Preview from curl — `POST /api/scraper-simple/curl-based`

Same idea but the input is a full curl invocation. Use when the target endpoint needs custom request shape — cookies, headers, an auth bearer, or a POST body — that wouldn’t survive a plain GET. Scrapewise parses the curl, replays the exact request, then runs detection on the response.

Requires the API plan feature.


POST /api/scraper-simple/curl-based
Authorization: Bearer <key>
Content-Type: application/json
 
{
  "name": "vendor-graphql-products",
  "groupId": "grp_xyz",
  "curl": "curl 'https://vendor.example/graphql' -H 'Cookie: session=...' -H 'Content-Type: application/json' --data-raw '{\"query\":\"{ products { id title price } }\"}'"
}

Request body (SimpleModeWithCurlDTO)

Field	Required	Type	Description
`id`	no	string	Existing scraper id when previewing changes
`name`	yes	string	Display name
`groupId`	yes	string	Owning group’s MongoDB ObjectId
`curl`	yes	string	Full curl command (single-line or with line continuations). Supports `-X` / `-H` / `-d` / `--cookie` / etc.

Response (200) — same Set<ScraperSampleDataDTO> shape as /url-based.

Errors — 400 (curl string malformed) / 401 / 402 (plan lacks API feature) / 403 (N/A) / 404 (N/A) / 429 / 500.

What to do with a candidate

The response is a list. Each entry’s scraperDTO is a ready-to-persist payload. To save the picked candidate as a real scraper:


curl -X PUT \
  -H "Authorization: Bearer $KEY" \
  -H "Idempotency-Key: $(uuidgen)" \
  -H "Content-Type: application/json" \
  -d "$(cat candidate-from-preview.json)" \
  "https://portal.scrapewise.ai/api/scraper-api/api/scraper"

That returns the persisted scraper with its id.

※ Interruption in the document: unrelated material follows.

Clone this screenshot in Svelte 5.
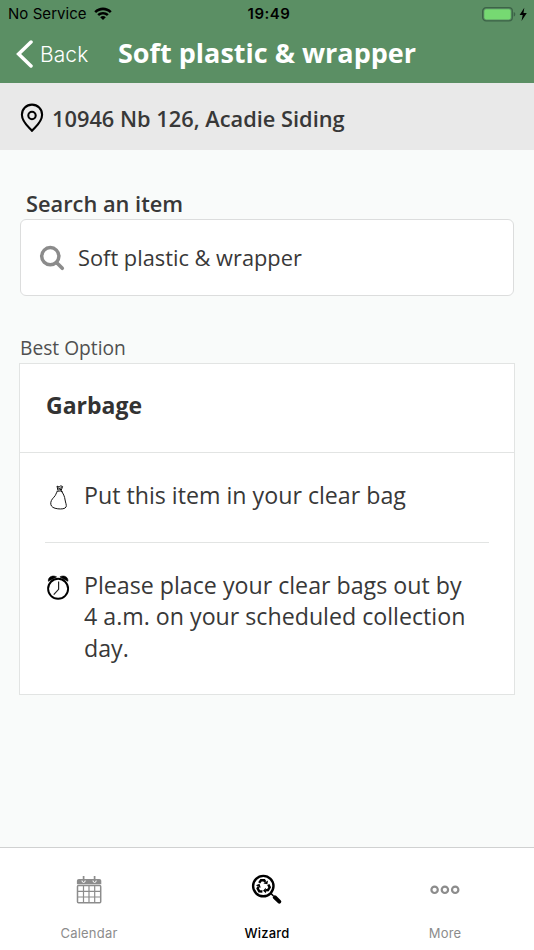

Then trigger runs via GET /api/scraper/{id}/run.

When to use Preview vs a real scraper

Question	Preview	Real scraper
Just exploring what a page yields?	✅	—
Need to scrape the same page repeatedly?	—	✅
Need pagination / scheduled runs / historical storage?	—	✅
Want to A/B several detector strategies before committing?	✅	—

Preview is the “test drive.” For production, save the picked candidate as a real scraper.